La tension narrative culmine lorsque Mary découvre l’identité inattendue du véritable chef des naufrageurs, un coup de théâtre final qui éclaire d’un jour nouveau tout ce qu’elle a vécu.
Ce retournement dramatique – que nous tairons ici pour ne pas déflorer l’intrigue – confère à Jamaica Inn sa dimension de mystère policier en plus de l’aventure. Finalement, dans le chaos et la violence, Mary devra faire preuve d’une grande force d’âme pour survivre et choisir son avenir, libre de toute entrave. Le roman se conclut sur une note d’espoir teintée de réalisme, Mary prenant la route aux côtés de celui en qui elle a décidé de placer sa confiance, tournée vers un nouveau départ après les épreuves.

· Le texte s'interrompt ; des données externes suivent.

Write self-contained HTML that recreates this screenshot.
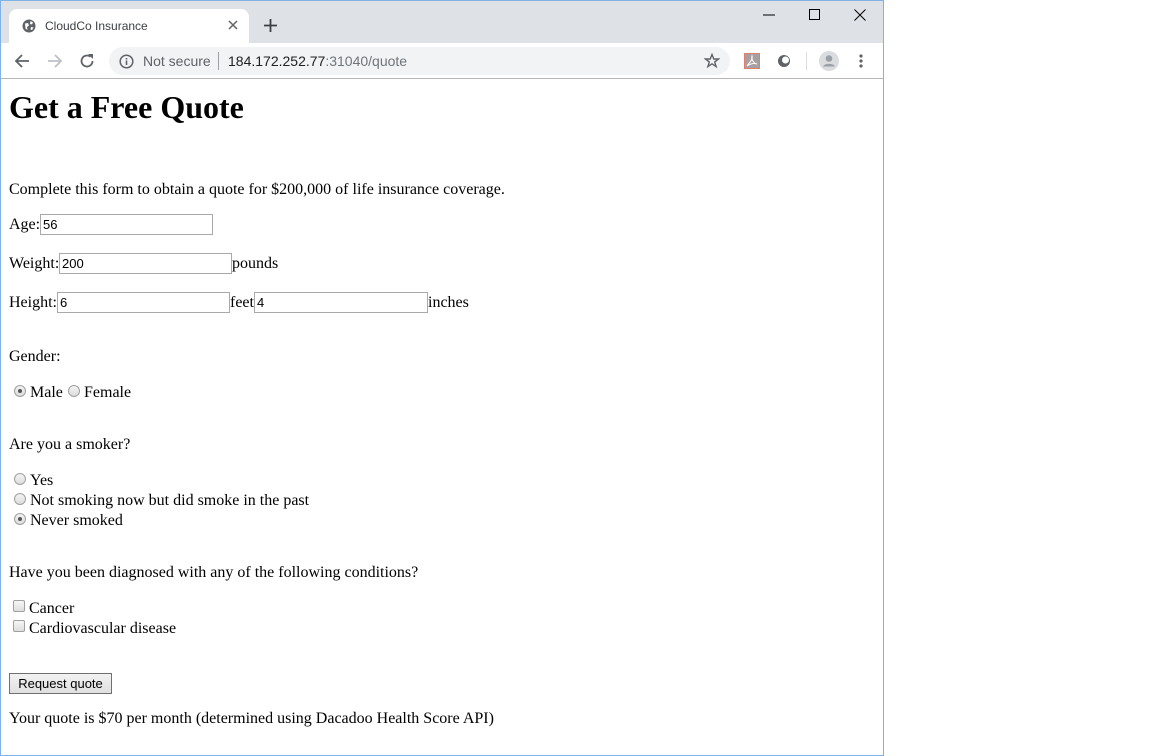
<!DOCTYPE html>
<html><head><meta charset="utf-8"><style>
*{margin:0;padding:0;box-sizing:border-box}
body{width:1152px;height:756px;background:#fff;position:relative;overflow:hidden;font-family:"Liberation Serif",serif;font-size:16px;color:#000}
.win{position:absolute;left:0;top:0;width:884px;height:756px;border:1px solid #7fb2e6;}
.a{position:absolute;white-space:nowrap;line-height:20px}
.t{margin-top:1px}
.ui{font-family:"Liberation Sans",sans-serif}
.inp{position:absolute;height:21px;border:1px solid #a9a9a9;background:#fff;font-family:"Liberation Sans",sans-serif;font-size:13px;line-height:19px;padding-left:2px}
.rad{position:absolute;width:12px;height:12px;border-radius:50%;border:1px solid #a0a0a0;background:linear-gradient(#f4f4f4,#dcdcdc)}
.rad.on::after{content:"";position:absolute;left:3px;top:3px;width:4px;height:4px;border-radius:50%;background:#555}
.chk{position:absolute;width:12px;height:12px;border:1px solid #a0a0a0;border-radius:2px;background:linear-gradient(#f6f6f6,#dedede)}
</style></head><body>
<div class="win"></div>
<div style="position:absolute;left:1px;top:1px;width:882px;height:42px;background:#dee1e6"></div>
<div style="position:absolute;left:9px;top:9px;width:240px;height:34px;background:#fff;border-radius:8px 8px 0 0"></div>
<svg style="position:absolute;left:22px;top:19px" width="14" height="14" viewBox="0 0 14 14"><circle cx="7" cy="7" r="6.5" fill="#5f6368"/><path d="M3 4.5 L6 4 L7 6.5 L5 8 L5.5 11 L3.5 9.5 Z M8.5 2 L11 3.5 L10 5.5 L8 5 Z M9 8 L11.5 8.5 L10 11 L8.5 10.5Z" fill="#fff"/></svg>
<div class="a ui" style="left:45px;top:16px;font-size:12px;color:#3c4043">CloudCo Insurance</div>
<svg style="position:absolute;left:228px;top:20px" width="10" height="10"><path d="M1 1L9 9M9 1L1 9" stroke="#5f6368" stroke-width="1.5"/></svg>
<svg style="position:absolute;left:264px;top:19px" width="13" height="13"><path d="M6.5 0V13M0 6.5H13" stroke="#3c4043" stroke-width="1.8"/></svg>
<svg style="position:absolute;left:763px;top:14px" width="12" height="2"><path d="M0 1H12" stroke="#000"/></svg>
<svg style="position:absolute;left:809px;top:9px" width="11" height="11"><rect x="0.5" y="0.5" width="10" height="10" fill="none" stroke="#000"/></svg>
<svg style="position:absolute;left:854px;top:9px" width="12" height="12"><path d="M0.5 0.5L11.5 11.5M11.5 0.5L0.5 11.5" stroke="#000"/></svg>
<div style="position:absolute;left:1px;top:43px;width:882px;height:36px;background:#fff;border-bottom:1px solid #b6b6b6"></div>
<svg style="position:absolute;left:14px;top:53px" width="16" height="16"><path d="M15 8H2M8 2L2 8L8 14" stroke="#5f6368" stroke-width="1.8" fill="none"/></svg>
<svg style="position:absolute;left:47px;top:53px" width="16" height="16"><path d="M1 8H14M8 2L14 8L8 14" stroke="#bdc1c6" stroke-width="1.8" fill="none"/></svg>
<svg style="position:absolute;left:79px;top:53px" width="16" height="16"><path d="M13.5 8A5.5 5.5 0 1 1 11.5 3.8" stroke="#5f6368" stroke-width="1.8" fill="none"/><path d="M9 1H14V6Z" fill="#5f6368"/></svg>
<div style="position:absolute;left:109px;top:47px;width:621px;height:28px;border-radius:14px;background:#f1f3f4"></div>
<svg style="position:absolute;left:119px;top:54px" width="15" height="15"><circle cx="7.5" cy="7.5" r="6.3" fill="none" stroke="#5f6368" stroke-width="1.5"/><path d="M7.5 6.5V11M7.5 4V5.5" stroke="#5f6368" stroke-width="1.6"/></svg>
<div class="a ui" style="left:143px;top:51px;font-size:14px;color:#5f6368">Not secure</div>
<div style="position:absolute;left:218px;top:52px;width:1px;height:18px;background:#9aa0a6"></div>
<div class="a ui" style="left:228px;top:51px;font-size:14px;color:#202124">184.172.252.77<span style="color:#70757a">:31040/quote</span></div>
<svg style="position:absolute;left:704px;top:53px" width="16" height="16"><path d="M8 1.5L9.8 6H14.5L10.7 8.9L12.1 13.6L8 10.8L3.9 13.6L5.3 8.9L1.5 6H6.2Z" fill="none" stroke="#5f6368" stroke-width="1.4"/></svg>
<div style="position:absolute;left:744px;top:53px;width:16px;height:16px;background:#a8a0a0;border:1px solid #e07f6f"></div>
<svg style="position:absolute;left:744px;top:53px" width="16" height="16"><path d="M3 13C6 9 9 6 8 3C7 6 10 11 13 11C10 10 6 11 3 13Z" fill="none" stroke="#fff" stroke-width="1"/></svg>
<svg style="position:absolute;left:777px;top:54px" width="14" height="14"><circle cx="7" cy="7" r="6" fill="#5f6368"/><circle cx="8.5" cy="6" r="3.5" fill="#fff"/></svg>
<div style="position:absolute;left:806px;top:52px;width:1px;height:18px;background:#dadce0"></div>
<svg style="position:absolute;left:819px;top:51px" width="20" height="20"><circle cx="10" cy="10" r="10" fill="#dadce0"/><circle cx="10" cy="7.5" r="3.3" fill="#9aa0a6"/><path d="M4 15.5C5.5 12 14.5 12 16 15.5Z" fill="#9aa0a6"/></svg>
<svg style="position:absolute;left:859px;top:54px" width="4" height="14"><circle cx="2" cy="2" r="1.6" fill="#5f6368"/><circle cx="2" cy="7" r="1.6" fill="#5f6368"/><circle cx="2" cy="12" r="1.6" fill="#5f6368"/></svg>
<div class="a" style="left:9px;top:89px;font-size:32px;font-weight:bold;line-height:37px">Get a Free Quote</div>
<div class="a t" style="left:9px;top:179px">Complete this form to obtain a quote for $200,000 of life insurance coverage.</div>
<div class="a t" style="left:9px;top:214px">Age:</div>
<div class="inp" style="left:40px;top:214px;width:173px">56</div>
<div class="a t" style="left:9px;top:253px">Weight:</div>
<div class="inp" style="left:59px;top:253px;width:173px">200</div>
<div class="a t" style="left:232px;top:253px">pounds</div>
<div class="a t" style="left:9px;top:292px">Height:</div>
<div class="inp" style="left:57px;top:292px;width:173px">6</div>
<div class="a t" style="left:230px;top:292px">feet</div>
<div class="inp" style="left:254px;top:292px;width:174px">4</div>
<div class="a t" style="left:428px;top:292px">inches</div>
<div class="a t" style="left:9px;top:346px">Gender:</div>
<div class="rad on" style="left:14px;top:385px"></div>
<div class="a t" style="left:30px;top:382px">Male</div>
<div class="rad" style="left:68px;top:385px"></div>
<div class="a t" style="left:84px;top:382px">Female</div>
<div class="a t" style="left:9px;top:434px">Are you a smoker?</div>
<div class="rad" style="left:14px;top:473px"></div>
<div class="a t" style="left:30px;top:470px">Yes</div>
<div class="rad" style="left:14px;top:493px"></div>
<div class="a t" style="left:30px;top:490px">Not smoking now but did smoke in the past</div>
<div class="rad on" style="left:14px;top:513px"></div>
<div class="a t" style="left:30px;top:510px">Never smoked</div>
<div class="a t" style="left:9px;top:562px">Have you been diagnosed with any of the following conditions?</div>
<div class="chk" style="left:13px;top:600px"></div>
<div class="a t" style="left:29px;top:598px">Cancer</div>
<div class="chk" style="left:13px;top:620px"></div>
<div class="a t" style="left:29px;top:618px">Cardiovascular disease</div>
<div style="position:absolute;left:9px;top:673px;width:103px;height:21px;border:1px solid #707070;background:linear-gradient(#f2f2f2,#e0e0e0);font-family:'Liberation Sans',sans-serif;font-size:13px;line-height:19px;text-align:center">Request quote</div>
<div class="a t" style="left:9px;top:708px">Your quote is $70 per month (determined using Dacadoo Health Score API)</div>
</body></html>
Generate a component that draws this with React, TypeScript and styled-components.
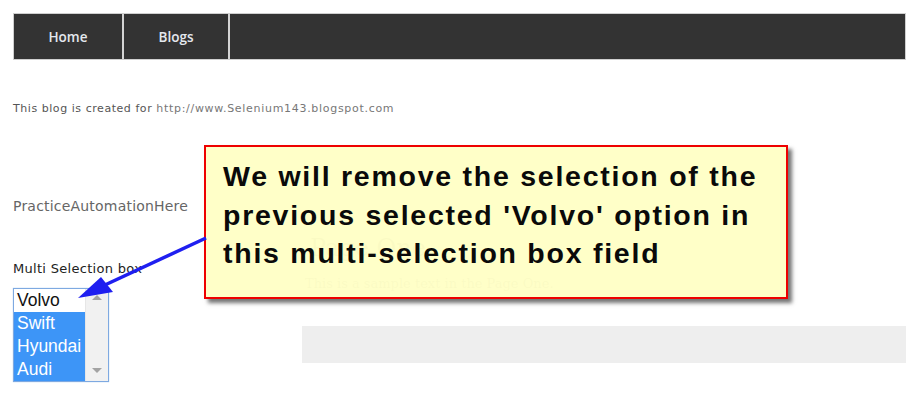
import React from "react";
import styled, { createGlobalStyle } from "styled-components";

const Global = createGlobalStyle`
  html, body { margin: 0; padding: 0; background: #fff; }
  body { font-family: "DejaVu Sans", Verdana, sans-serif; }
`;

const Page = styled.div`
  position: relative;
  width: 916px;
  height: 409px;
  box-sizing: border-box;
  padding: 13px 10px 0 13px;
  display: flex;
  flex-direction: column;
  overflow: hidden;
`;

const NavBar = styled.nav`
  display: flex;
  height: 47px;
  box-sizing: border-box;
  background: #333;
  border: 1px solid #cfcfcf;
`;

const NavItem = styled.a<{ $w: number }>`
  display: flex;
  align-items: center;
  justify-content: center;
  box-sizing: border-box;
  width: ${(p) => p.$w}px;
  border-right: 2px solid #d4d4d4;
  color: #e4e8ee;
  font-family: "Open Sans", sans-serif;
  font-size: 13.5px;
  font-weight: 600;
  text-decoration: none;
`;

const BlogLine = styled.p`
  margin: 42px 0 0;
  font-family: "DejaVu Sans", sans-serif;
  font-size: 11px;
  color: #555;
  letter-spacing: 0.55px;
`;

const Url = styled.span`
  color: #777;
  letter-spacing: 0.7px;
`;

const Title = styled.p`
  margin: 83px 0 0;
  font-family: "DejaVu Sans", sans-serif;
  font-size: 14px;
  color: #666;
  letter-spacing: 0.2px;
`;

const Main = styled.div`
  display: flex;
`;

const LeftCol = styled.div`
  display: flex;
  flex-direction: column;
  width: 289px;
`;

const Label = styled.div`
  margin-top: 47px;
  font-family: "DejaVu Sans", sans-serif;
  font-size: 13px;
  color: #222;
  letter-spacing: 0.3px;
`;

const ListBox = styled.div`
  margin-top: 12px;
  width: 96px;
  height: 94px;
  box-sizing: border-box;
  border: 1px solid #7ea9e1;
  box-shadow: 0 0 1px #9cc0ee;
  display: flex;
  background: #fff;
`;

const Options = styled.div`
  flex: 1;
  display: flex;
  flex-direction: column;
`;

const Option = styled.div<{ $sel?: boolean }>`
  height: 23px;
  line-height: 23px;
  padding-left: 3px;
  font-family: "Liberation Sans", Arial, sans-serif;
  font-size: 17.5px;
  white-space: nowrap;
  overflow: hidden;
  background: ${(p) => (p.$sel ? "#3d95f7" : "#fff")};
  color: ${(p) => (p.$sel ? "#fff" : "#111")};
`;

const Scroll = styled.div`
  width: 23px;
  flex: none;
  background: #f1f1f1;
  border-left: 1px solid #e6e6e6;
  display: flex;
  flex-direction: column;
  justify-content: space-between;
  align-items: center;
  padding: 6px 0 8px;
  box-sizing: border-box;
`;

const Tri = styled.div<{ $up?: boolean }>`
  width: 0;
  height: 0;
  border-left: 5px solid transparent;
  border-right: 5px solid transparent;
  ${(p) => (p.$up ? "border-bottom: 5px solid #a3a3a3;" : "border-top: 5px solid #a3a3a3;")}
`;

const RightCol = styled.div`
  flex: 1;
  display: flex;
  flex-direction: column;
`;

const PageHead = styled.h2`
  margin: 20px 0 0 8px;
  font-family: "DejaVu Serif", Georgia, serif;
  font-weight: normal;
  font-size: 24px;
  color: #888;
`;

const Sample = styled.p`
  margin: 14px 0 0 3px;
  font-family: "DejaVu Serif", Georgia, serif;
  font-size: 13px;
  color: #888;
`;

const GrayBar = styled.div`
  margin-top: 35px;
  height: 37px;
  flex: none;
  background: #eee;
`;

const Callout = styled.div`
  position: absolute;
  left: 204px;
  top: 145px;
  width: 584px;
  height: 154px;
  box-sizing: border-box;
  border: 2px solid #ee0000;
  background: rgba(255, 255, 198, 0.96);
  box-shadow: 4px 4px 4px rgba(0, 0, 0, 0.55);
  padding: 10px 0 0 17px;
  font-family: "Liberation Sans", Arial, sans-serif;
  font-weight: bold;
  font-size: 28.5px;
  line-height: 38.5px;
  letter-spacing: 1.75px;
  white-space: nowrap;
  color: #0a0a0a;
`;

const Arrow = styled.svg`
  position: absolute;
  left: 0;
  top: 0;
  pointer-events: none;
`;

export default function App() {
  return (
    <>
      <Global />
      <Page>
        <NavBar>
          <NavItem $w={110} href="#">Home</NavItem>
          <NavItem $w={106} href="#">Blogs</NavItem>
        </NavBar>
        <BlogLine>
          This blog is created for <Url>http://www.Selenium143.blogspot.com</Url>
        </BlogLine>
        <Title>PracticeAutomationHere</Title>
        <Main>
          <LeftCol>
            <Label>Multi Selection box</Label>
            <ListBox>
              <Options>
                <Option>Volvo</Option>
                <Option $sel>Swift</Option>
                <Option $sel>Hyundai</Option>
                <Option $sel>Audi</Option>
              </Options>
              <Scroll>
                <Tri $up />
                <Tri />
              </Scroll>
            </ListBox>
          </LeftCol>
          <RightCol>
            <PageHead>Page One</PageHead>
            <Sample>This is a sample text in the Page One.</Sample>
            <GrayBar />
          </RightCol>
        </Main>
        <Callout>
          We will remove the selection of the
          <br />
          previous selected 'Volvo' option in
          <br />
          this multi-selection box field
        </Callout>
        <Arrow width="916" height="409" viewBox="0 0 916 409">
          <line x1="206" y1="238" x2="92" y2="291" stroke="#1f1ff0" strokeWidth="3.5" />
          <polygon points="78,298 101,277 113,292" fill="#1f1ff0" />
        </Arrow>
      </Page>
    </>
  );
}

À sa parution en 1936, Jamaica Inn rencontre un succès immédiat tant auprès du public que des critiques grand public. Le roman se vend à un rythme soutenu. En seulement trois mois, il s’écoule davantage d’exemplaires que les trois premiers romans de Du Maurier réunis – Jamaica Inn devient ainsi son premier best-seller. La presse accueille l’ouvrage comme un divertissement de qualité: on le décrit alors comme « diablement bon» et « d’une excitante concoction» selon quelques critiques de l’époque. Loin des analyses savantes, on célèbre surtout le page-turner efficace qu’il constitue, avec son cocktail de mystère, de frissons et d’action. Le grand public, lui, est au rendez-vous: séduit par l’atmosphère envoûtante des landes cornouaillaises et l’intrigue haletante, il fait de Jamaica Inn un des romans populaires de l’année 1936.
Il est vrai que Du Maurier était déjà un nom établi (ses précédents romans avaient un succès d’estime), mais Jamaica Inn la propulse dans une nouvelle catégorie. Ce succès de librairie attire même l’attention de l’industrie du cinéma britannique, ouvrant la voie à une adaptation par Alfred Hitchcock dès 1939 – preuve de l’engouement suscité.